The reason for using three identically programmed controllers is because we need to switch from one controller to another (as in scenario 2), the system behavior can be constant.
To tkbyd:
After years of seeing discussions about fighting heat buildup in electronics, I was amused to read of people who are fighting a situation where there isn't enough heat! (I presume they are further frustrated by having heat buildup problems while the balloon is still near the ground?)
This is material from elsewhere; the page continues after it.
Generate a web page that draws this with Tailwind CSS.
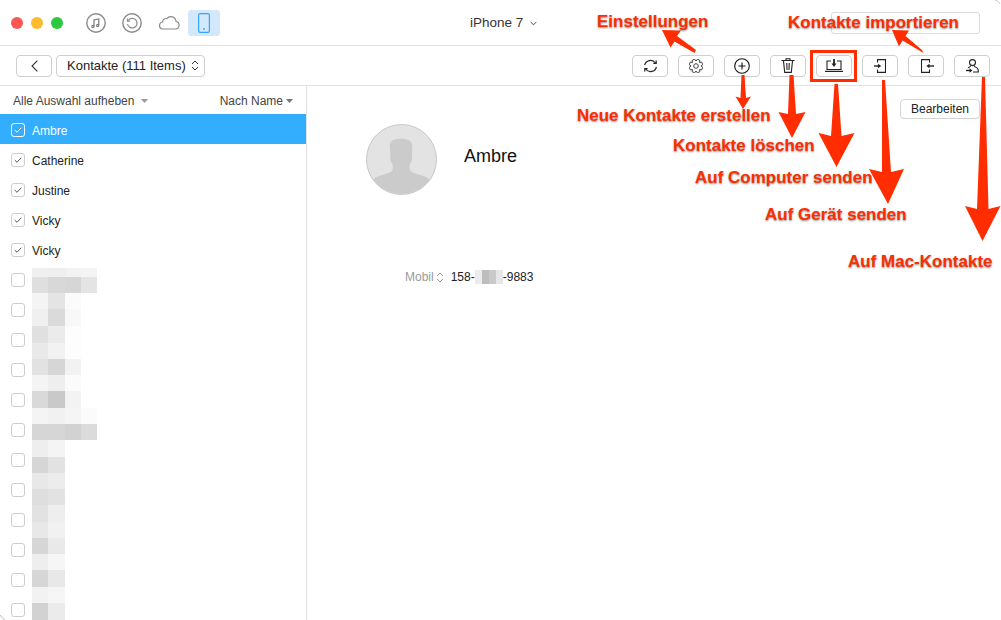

Hummm, that's a great point! We are in Winnipeg in Canada, a city can get to -40 C in the winter, and pretty much we are going to launch our balloon during February - the coldest month of a year. Is getting hot still an issue then? I'm trying my best to wrap around the avionics to make it loss heat slower in near space. But according to what you said, I need to "vent" the heat?
To AltairLabs:
Your reply is extremely informative to me. It is my honor to know anybody has actually launched balloon before! By saying "take control", I meant to turn the malfunctioning controller off and the back up controller on. Because the code in each controller is the same and it is purely conditional, it shouldn't matter if we switch from controller A to B, the system behavior should remain the same.
I think I need to read more to absorb your words better. I will reply to you more thoroughly once I have done more research on your points.
Once again, thank all of you who had left ideas to me. You guys are truly amazing!